## Information shown:
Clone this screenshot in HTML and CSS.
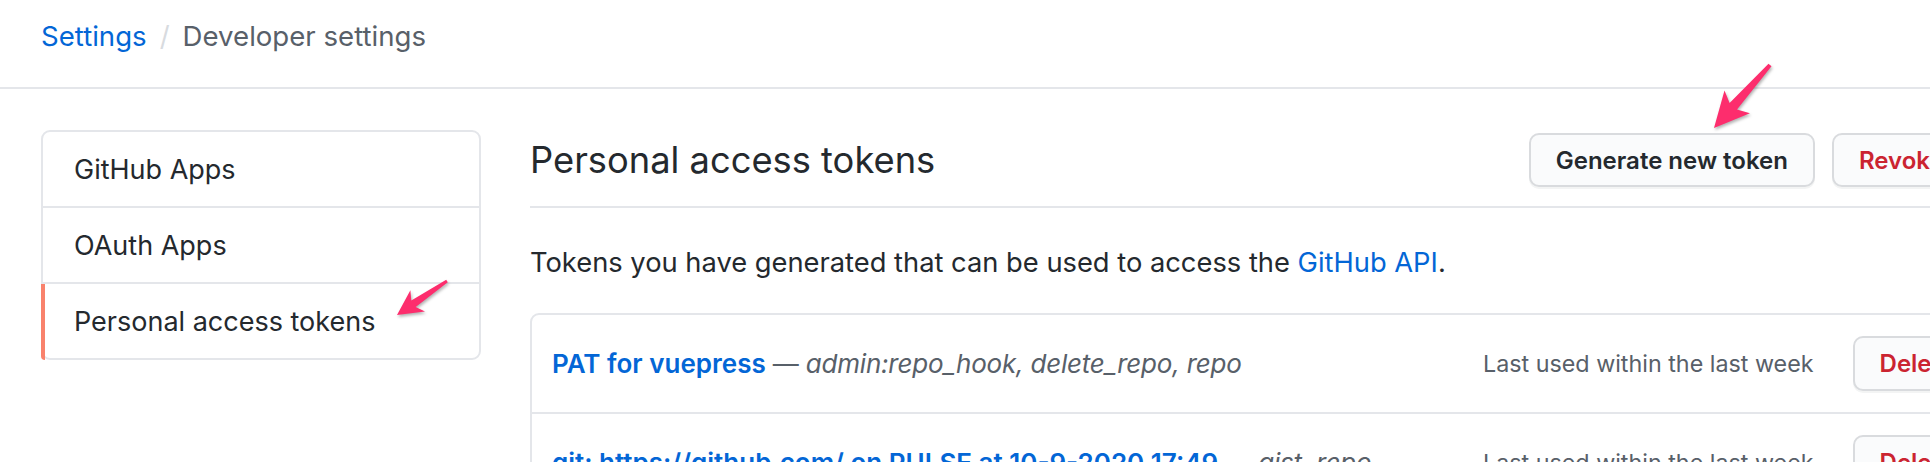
FILE: index.html
```html
<!DOCTYPE html>
<html lang="en">
<head>
<meta charset="utf-8">
<title>Personal access tokens</title>
<link rel="stylesheet" href="styles.css">
</head>
<body>
<header class="page-header">
  <nav class="breadcrumb"><a class="crumb-link" href="#">Settings</a><span class="crumb-sep">/</span><span class="crumb-current">Developer settings</span></nav>
</header>
<div class="layout">
  <nav class="side-menu">
    <a class="menu-item" href="#">GitHub Apps</a>
    <a class="menu-item" href="#">OAuth Apps</a>
    <a class="menu-item selected" href="#">Personal access tokens</a>
  </nav>
  <main class="main">
    <div class="subhead">
      <h2 class="subhead-heading">Personal access tokens</h2>
      <div class="subhead-actions">
        <a class="btn" href="#">Generate new token</a>
        <a class="btn btn-danger" href="#">Revoke all</a>
      </div>
    </div>
    <p class="description">Tokens you have generated that can be used to access the <a class="link" href="#">GitHub API</a>.</p>
    <div class="token-list">
      <div class="token-row">
        <div class="token-info"><a class="token-name" href="#">PAT for vuepress</a><span class="token-scopes"> — <em>admin:repo_hook, delete_repo, repo</em></span></div>
        <span class="last-used">Last used within the last week</span>
        <a class="btn btn-danger btn-delete" href="#">Delete</a>
      </div>
      <div class="token-row">
        <div class="token-info"><a class="token-name" href="#">git: https://github.com/ on PULSE at 10-9-2020 17:49</a><span class="token-scopes"> — <em>gist, repo</em></span></div>
        <span class="last-used">Last used within the last week</span>
        <a class="btn btn-danger btn-delete" href="#">Delete</a>
      </div>
    </div>
  </main>
</div>
<svg class="annotations" width="1930" height="462" viewBox="0 0 1930 462" aria-hidden="true">
  <polygon class="arrow" points="397,315 425.0,311.6 415.7,307.1 447.8,282.2 446.2,279.8 411.3,300.5 410.4,290.2"/>
  <polygon class="arrow" points="1714,128 1749.9,113.2 1737.0,109.6 1771.5,66.3 1768.5,63.7 1729.6,103.0 1724.5,90.6"/>
</svg>
</body>
</html>
```

FILE: styles.css
```css
html, body {
  margin: 0;
  padding: 0;
  overflow: hidden;
  background: #ffffff;
}

body {
  position: relative;
  width: 1930px;
  height: 462px;
  font-family: Inter, "Noto Sans", "DejaVu Sans", sans-serif;
  color: #24292e;
}

a {
  text-decoration: none;
}

.page-header {
  box-sizing: border-box;
  height: 89px;
  padding: 19px 0 0 41px;
  border-bottom: 2px solid #e4e6ea;
}

.breadcrumb {
  display: flex;
  font-size: 27.6px;
  line-height: 34px;
}

.crumb-link {
  color: #0366d6;
}

.crumb-sep {
  color: #d8dbdf;
  margin: 0 13px 0 13px;
}

.crumb-current {
  color: #586069;
}

.layout {
  display: flex;
  align-items: flex-start;
  gap: 49px;
  padding: 41px 0 0 41px;
}

.side-menu {
  flex: none;
  box-sizing: border-box;
  width: 440px;
  display: flex;
  flex-direction: column;
  border: 2px solid #e4e6ea;
  border-radius: 9px;
}

.menu-item {
  position: relative;
  display: block;
  height: 74px;
  line-height: 76px;
  padding-left: 31px;
  font-size: 27px;
  color: #24292e;
}

.menu-item + .menu-item {
  border-top: 2px solid #e4e6ea;
}

.menu-item.selected::before {
  content: "";
  position: absolute;
  left: -2px;
  top: 0;
  bottom: -2px;
  width: 4px;
  background: #f9826c;
  border-bottom-left-radius: 9px;
}

.main {
  flex: none;
  width: 1473px;
}

.subhead {
  display: flex;
  align-items: center;
  padding: 3px 0 19px;
  border-bottom: 2px solid #e4e6ea;
}

.subhead-heading {
  flex: 1;
  margin: 0;
  font-size: 36.3px;
  font-weight: 400;
  color: #24292e;
}

.subhead-actions {
  display: flex;
  gap: 17px;
}

.btn {
  box-sizing: border-box;
  display: inline-flex;
  align-items: center;
  height: 54px;
  padding: 0 25px;
  font-size: 24px;
  font-weight: 600;
  color: #24292e;
  background: #fafbfc;
  border: 2px solid #d9dbde;
  border-radius: 10px;
  box-shadow: 0 2px 0 rgba(27, 31, 35, 0.05);
  white-space: nowrap;
}

.btn-danger {
  color: #cb2431;
}

.description {
  margin: 38px 0 0;
  font-size: 27.3px;
  line-height: 34px;
  color: #24292e;
}

.link {
  color: #0366d6;
}

.token-list {
  margin-top: 33px;
  border: 2px solid #e4e6ea;
  border-radius: 9px;
}

.token-row {
  display: flex;
  align-items: center;
  padding: 21px 20px;
}

.token-row + .token-row {
  border-top: 2px solid #e4e6ea;
}

.token-info {
  flex: 1;
  min-width: 0;
  white-space: nowrap;
  font-size: 26px;
  line-height: 34px;
}

.token-name {
  color: #0366d6;
  font-weight: 600;
}

.token-scopes {
  color: #586069;
  letter-spacing: -0.2px;
}

.token-scopes em {
  font-style: italic;
}

.last-used {
  font-size: 23.3px;
  color: #586069;
  white-space: nowrap;
}

.btn-delete {
  height: 55px;
  margin-left: 39px;
}

.annotations {
  position: absolute;
  top: 0;
  left: 0;
  pointer-events: none;
}

.arrow {
  fill: #fd2d6d;
  filter: drop-shadow(1px 2px 1.5px rgba(0, 0, 0, 0.3));
}
```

## Task directions:
Retype the whole listing, keeping every line identical and omitting all pictures.

## Reply to the task:
Clone this screenshot in HTML and CSS.
FILE: index.html
```html
<!DOCTYPE html>
<html lang="en">
<head>
<meta charset="utf-8">
<title>Personal access tokens</title>
<link rel="stylesheet" href="styles.css">
</head>
<body>
<header class="page-header">
  <nav class="breadcrumb"><a class="crumb-link" href="#">Settings</a><span class="crumb-sep">/</span><span class="crumb-current">Developer settings</span></nav>
</header>
<div class="layout">
  <nav class="side-menu">
    <a class="menu-item" href="#">GitHub Apps</a>
    <a class="menu-item" href="#">OAuth Apps</a>
    <a class="menu-item selected" href="#">Personal access tokens</a>
  </nav>
  <main class="main">
    <div class="subhead">
      <h2 class="subhead-heading">Personal access tokens</h2>
      <div class="subhead-actions">
        <a class="btn" href="#">Generate new token</a>
        <a class="btn btn-danger" href="#">Revoke all</a>
      </div>
    </div>
    <p class="description">Tokens you have generated that can be used to access the <a class="link" href="#">GitHub API</a>.</p>
    <div class="token-list">
      <div class="token-row">
        <div class="token-info"><a class="token-name" href="#">PAT for vuepress</a><span class="token-scopes"> — <em>admin:repo_hook, delete_repo, repo</em></span></div>
        <span class="last-used">Last used within the last week</span>
        <a class="btn btn-danger btn-delete" href="#">Delete</a>
      </div>
      <div class="token-row">
        <div class="token-info"><a class="token-name" href="#">git: https://github.com/ on PULSE at 10-9-2020 17:49</a><span class="token-scopes"> — <em>gist, repo</em></span></div>
        <span class="last-used">Last used within the last week</span>
        <a class="btn btn-danger btn-delete" href="#">Delete</a>
      </div>
    </div>
  </main>
</div>
<svg class="annotations" width="1930" height="462" viewBox="0 0 1930 462" aria-hidden="true">
  <polygon class="arrow" points="397,315 425.0,311.6 415.7,307.1 447.8,282.2 446.2,279.8 411.3,300.5 410.4,290.2"/>
  <polygon class="arrow" points="1714,128 1749.9,113.2 1737.0,109.6 1771.5,66.3 1768.5,63.7 1729.6,103.0 1724.5,90.6"/>
</svg>
</body>
</html>
```

FILE: styles.css
```css
html, body {
  margin: 0;
  padding: 0;
  overflow: hidden;
  background: #ffffff;
}

body {
  position: relative;
  width: 1930px;
  height: 462px;
  font-family: Inter, "Noto Sans", "DejaVu Sans", sans-serif;
  color: #24292e;
}

a {
  text-decoration: none;
}

.page-header {
  box-sizing: border-box;
  height: 89px;
  padding: 19px 0 0 41px;
  border-bottom: 2px solid #e4e6ea;
}

.breadcrumb {
  display: flex;
  font-size: 27.6px;
  line-height: 34px;
}

.crumb-link {
  color: #0366d6;
}

.crumb-sep {
  color: #d8dbdf;
  margin: 0 13px 0 13px;
}

.crumb-current {
  color: #586069;
}

.layout {
  display: flex;
  align-items: flex-start;
  gap: 49px;
  padding: 41px 0 0 41px;
}

.side-menu {
  flex: none;
  box-sizing: border-box;
  width: 440px;
  display: flex;
  flex-direction: column;
  border: 2px solid #e4e6ea;
  border-radius: 9px;
}

.menu-item {
  position: relative;
  display: block;
  height: 74px;
  line-height: 76px;
  padding-left: 31px;
  font-size: 27px;
  color: #24292e;
}

.menu-item + .menu-item {
  border-top: 2px solid #e4e6ea;
}

.menu-item.selected::before {
  content: "";
  position: absolute;
  left: -2px;
  top: 0;
  bottom: -2px;
  width: 4px;
  background: #f9826c;
  border-bottom-left-radius: 9px;
}

.main {
  flex: none;
  width: 1473px;
}

.subhead {
  display: flex;
  align-items: center;
  padding: 3px 0 19px;
  border-bottom: 2px solid #e4e6ea;
}

.subhead-heading {
  flex: 1;
  margin: 0;
  font-size: 36.3px;
  font-weight: 400;
  color: #24292e;
}

.subhead-actions {
  display: flex;
  gap: 17px;
}

.btn {
  box-sizing: border-box;
  display: inline-flex;
  align-items: center;
  height: 54px;
  padding: 0 25px;
  font-size: 24px;
  font-weight: 600;
  color: #24292e;
  background: #fafbfc;
  border: 2px solid #d9dbde;
  border-radius: 10px;
  box-shadow: 0 2px 0 rgba(27, 31, 35, 0.05);
  white-space: nowrap;
}

.btn-danger {
  color: #cb2431;
}

.description {
  margin: 38px 0 0;
  font-size: 27.3px;
  line-height: 34px;
  color: #24292e;
}

.link {
  color: #0366d6;
}

.token-list {
  margin-top: 33px;
  border: 2px solid #e4e6ea;
  border-radius: 9px;
}

.token-row {
  display: flex;
  align-items: center;
  padding: 21px 20px;
}

.token-row + .token-row {
  border-top: 2px solid #e4e6ea;
}

.token-info {
  flex: 1;
  min-width: 0;
  white-space: nowrap;
  font-size: 26px;
  line-height: 34px;
}

.token-name {
  color: #0366d6;
  font-weight: 600;
}

.token-scopes {
  color: #586069;
  letter-spacing: -0.2px;
}

.token-scopes em {
  font-style: italic;
}

.last-used {
  font-size: 23.3px;
  color: #586069;
  white-space: nowrap;
}

.btn-delete {
  height: 55px;
  margin-left: 39px;
}

.annotations {
  position: absolute;
  top: 0;
  left: 0;
  pointer-events: none;
}

.arrow {
  fill: #fd2d6d;
  filter: drop-shadow(1px 2px 1.5px rgba(0, 0, 0, 0.3));
}
```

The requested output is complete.